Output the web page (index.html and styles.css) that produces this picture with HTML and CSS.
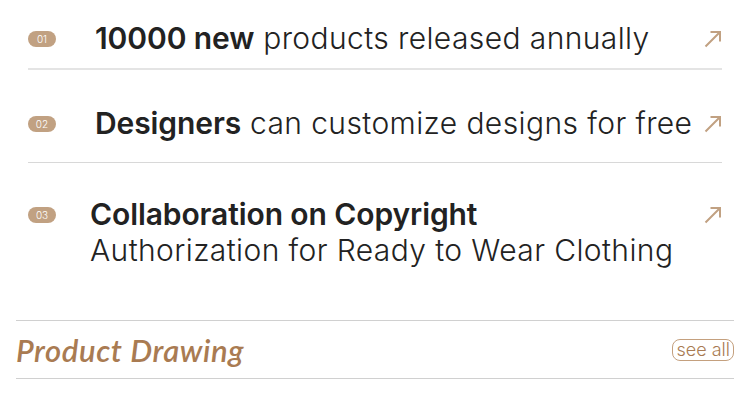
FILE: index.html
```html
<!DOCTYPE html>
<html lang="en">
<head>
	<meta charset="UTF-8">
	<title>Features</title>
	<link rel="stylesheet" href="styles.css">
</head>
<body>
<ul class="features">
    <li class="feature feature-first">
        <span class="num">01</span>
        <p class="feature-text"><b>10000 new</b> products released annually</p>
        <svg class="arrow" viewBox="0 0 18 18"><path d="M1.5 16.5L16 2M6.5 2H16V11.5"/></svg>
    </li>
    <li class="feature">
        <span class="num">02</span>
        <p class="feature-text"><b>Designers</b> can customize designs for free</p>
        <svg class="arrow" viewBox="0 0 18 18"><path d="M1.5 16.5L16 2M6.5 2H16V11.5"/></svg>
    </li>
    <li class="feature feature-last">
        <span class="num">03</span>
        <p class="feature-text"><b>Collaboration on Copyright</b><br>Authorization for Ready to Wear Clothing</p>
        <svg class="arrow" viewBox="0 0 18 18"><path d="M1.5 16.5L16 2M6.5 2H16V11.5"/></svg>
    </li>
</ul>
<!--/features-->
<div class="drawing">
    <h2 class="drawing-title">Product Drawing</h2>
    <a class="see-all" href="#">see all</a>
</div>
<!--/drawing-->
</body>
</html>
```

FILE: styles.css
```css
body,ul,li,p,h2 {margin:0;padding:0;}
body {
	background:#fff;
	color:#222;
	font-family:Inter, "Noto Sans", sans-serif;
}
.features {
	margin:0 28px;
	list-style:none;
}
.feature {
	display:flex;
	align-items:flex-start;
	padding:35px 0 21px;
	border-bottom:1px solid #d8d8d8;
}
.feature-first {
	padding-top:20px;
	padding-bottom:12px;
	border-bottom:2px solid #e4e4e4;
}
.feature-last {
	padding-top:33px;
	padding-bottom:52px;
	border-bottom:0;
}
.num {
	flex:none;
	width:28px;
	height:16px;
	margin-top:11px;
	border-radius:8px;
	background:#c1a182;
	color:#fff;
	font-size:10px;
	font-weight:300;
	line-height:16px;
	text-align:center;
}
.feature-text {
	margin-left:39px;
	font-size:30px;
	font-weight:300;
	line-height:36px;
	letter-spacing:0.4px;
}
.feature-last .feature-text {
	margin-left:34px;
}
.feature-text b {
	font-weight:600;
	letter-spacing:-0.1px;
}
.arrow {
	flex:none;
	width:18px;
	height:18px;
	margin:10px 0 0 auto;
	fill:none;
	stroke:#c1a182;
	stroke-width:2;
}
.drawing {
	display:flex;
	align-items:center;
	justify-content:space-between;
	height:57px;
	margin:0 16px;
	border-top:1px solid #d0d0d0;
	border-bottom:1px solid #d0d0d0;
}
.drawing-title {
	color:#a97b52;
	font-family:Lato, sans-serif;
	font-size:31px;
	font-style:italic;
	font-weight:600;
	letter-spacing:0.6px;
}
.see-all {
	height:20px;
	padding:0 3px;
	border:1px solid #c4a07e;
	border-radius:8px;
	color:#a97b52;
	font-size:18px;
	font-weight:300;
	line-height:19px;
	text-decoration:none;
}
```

+-------+

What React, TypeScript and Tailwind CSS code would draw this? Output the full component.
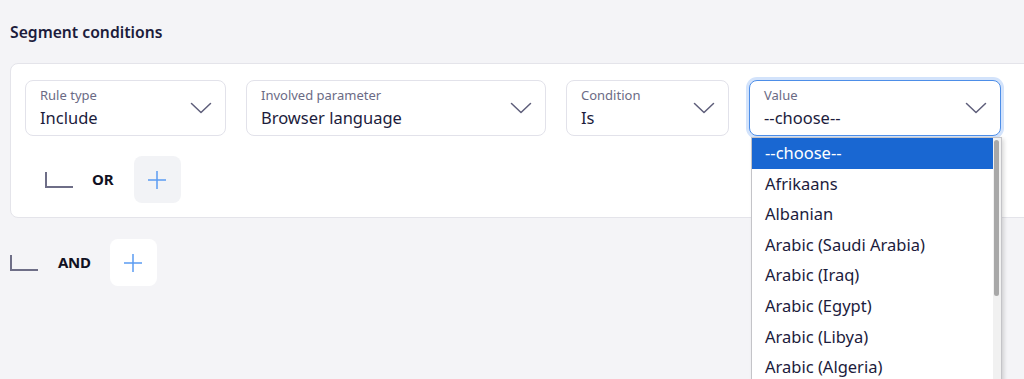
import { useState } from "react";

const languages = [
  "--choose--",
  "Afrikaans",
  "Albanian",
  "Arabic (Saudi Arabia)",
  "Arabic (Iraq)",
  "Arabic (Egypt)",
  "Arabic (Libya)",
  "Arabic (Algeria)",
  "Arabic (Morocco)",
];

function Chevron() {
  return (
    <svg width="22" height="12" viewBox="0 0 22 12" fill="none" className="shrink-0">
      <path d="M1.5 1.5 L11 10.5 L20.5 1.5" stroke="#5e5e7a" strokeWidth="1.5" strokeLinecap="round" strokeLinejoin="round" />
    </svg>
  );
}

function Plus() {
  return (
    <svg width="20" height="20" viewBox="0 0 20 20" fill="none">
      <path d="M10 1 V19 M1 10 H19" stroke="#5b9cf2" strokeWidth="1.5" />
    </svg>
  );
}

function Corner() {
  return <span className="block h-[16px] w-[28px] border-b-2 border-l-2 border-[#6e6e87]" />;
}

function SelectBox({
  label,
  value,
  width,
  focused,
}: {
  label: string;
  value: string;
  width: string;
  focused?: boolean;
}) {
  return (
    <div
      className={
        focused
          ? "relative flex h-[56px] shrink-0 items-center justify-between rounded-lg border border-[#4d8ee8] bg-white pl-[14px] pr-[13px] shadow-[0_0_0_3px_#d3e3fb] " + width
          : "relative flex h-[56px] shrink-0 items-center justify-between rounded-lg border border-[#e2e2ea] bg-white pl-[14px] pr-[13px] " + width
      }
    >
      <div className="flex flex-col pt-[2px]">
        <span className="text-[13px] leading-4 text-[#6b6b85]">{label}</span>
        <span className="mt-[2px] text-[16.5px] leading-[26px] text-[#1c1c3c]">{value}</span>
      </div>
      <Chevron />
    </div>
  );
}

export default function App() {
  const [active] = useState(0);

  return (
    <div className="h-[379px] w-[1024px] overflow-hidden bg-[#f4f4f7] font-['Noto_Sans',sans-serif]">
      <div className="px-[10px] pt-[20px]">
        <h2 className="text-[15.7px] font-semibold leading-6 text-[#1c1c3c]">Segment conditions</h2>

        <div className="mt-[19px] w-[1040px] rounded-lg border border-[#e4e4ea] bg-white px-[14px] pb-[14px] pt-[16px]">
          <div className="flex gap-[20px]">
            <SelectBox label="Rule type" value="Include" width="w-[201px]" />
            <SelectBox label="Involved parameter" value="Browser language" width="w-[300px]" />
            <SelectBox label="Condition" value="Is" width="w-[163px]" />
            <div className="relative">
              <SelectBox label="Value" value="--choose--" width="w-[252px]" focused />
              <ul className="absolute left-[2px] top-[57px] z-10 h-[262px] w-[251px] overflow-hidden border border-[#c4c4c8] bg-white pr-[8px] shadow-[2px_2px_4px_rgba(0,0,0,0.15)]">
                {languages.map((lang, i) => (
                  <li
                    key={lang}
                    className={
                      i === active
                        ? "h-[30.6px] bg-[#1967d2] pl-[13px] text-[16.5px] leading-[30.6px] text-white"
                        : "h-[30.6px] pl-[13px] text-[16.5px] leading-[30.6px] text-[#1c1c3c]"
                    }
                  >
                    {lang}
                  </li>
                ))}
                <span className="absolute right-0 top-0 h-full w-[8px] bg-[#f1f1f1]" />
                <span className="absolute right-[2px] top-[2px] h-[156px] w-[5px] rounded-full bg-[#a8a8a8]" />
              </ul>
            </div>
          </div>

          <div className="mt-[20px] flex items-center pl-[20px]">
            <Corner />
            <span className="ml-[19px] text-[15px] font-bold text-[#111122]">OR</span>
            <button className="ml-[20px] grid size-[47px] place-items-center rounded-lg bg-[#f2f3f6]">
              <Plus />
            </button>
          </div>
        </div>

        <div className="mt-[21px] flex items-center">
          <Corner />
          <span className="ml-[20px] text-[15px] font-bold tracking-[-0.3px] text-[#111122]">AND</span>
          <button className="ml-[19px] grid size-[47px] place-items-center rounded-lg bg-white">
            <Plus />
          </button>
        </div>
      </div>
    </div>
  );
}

+-------+

• [Your goal]: Only the lines from the one holding "What React, TypeScript" to the one holding "const [active] = useState(0);" should be returned, both included and exactly as written, with no pictures.

• [Expected answer]:
What React, TypeScript and Tailwind CSS code would draw this? Output the full component.
import { useState } from "react";

const languages = [
  "--choose--",
  "Afrikaans",
  "Albanian",
  "Arabic (Saudi Arabia)",
  "Arabic (Iraq)",
  "Arabic (Egypt)",
  "Arabic (Libya)",
  "Arabic (Algeria)",
  "Arabic (Morocco)",
];

function Chevron() {
  return (
    <svg width="22" height="12" viewBox="0 0 22 12" fill="none" className="shrink-0">
      <path d="M1.5 1.5 L11 10.5 L20.5 1.5" stroke="#5e5e7a" strokeWidth="1.5" strokeLinecap="round" strokeLinejoin="round" />
    </svg>
  );
}

function Plus() {
  return (
    <svg width="20" height="20" viewBox="0 0 20 20" fill="none">
      <path d="M10 1 V19 M1 10 H19" stroke="#5b9cf2" strokeWidth="1.5" />
    </svg>
  );
}

function Corner() {
  return <span className="block h-[16px] w-[28px] border-b-2 border-l-2 border-[#6e6e87]" />;
}

function SelectBox({
  label,
  value,
  width,
  focused,
}: {
  label: string;
  value: string;
  width: string;
  focused?: boolean;
}) {
  return (
    <div
      className={
        focused
          ? "relative flex h-[56px] shrink-0 items-center justify-between rounded-lg border border-[#4d8ee8] bg-white pl-[14px] pr-[13px] shadow-[0_0_0_3px_#d3e3fb] " + width
          : "relative flex h-[56px] shrink-0 items-center justify-between rounded-lg border border-[#e2e2ea] bg-white pl-[14px] pr-[13px] " + width
      }
    >
      <div className="flex flex-col pt-[2px]">
        <span className="text-[13px] leading-4 text-[#6b6b85]">{label}</span>
        <span className="mt-[2px] text-[16.5px] leading-[26px] text-[#1c1c3c]">{value}</span>
      </div>
      <Chevron />
    </div>
  );
}

export default function App() {
  const [active] = useState(0);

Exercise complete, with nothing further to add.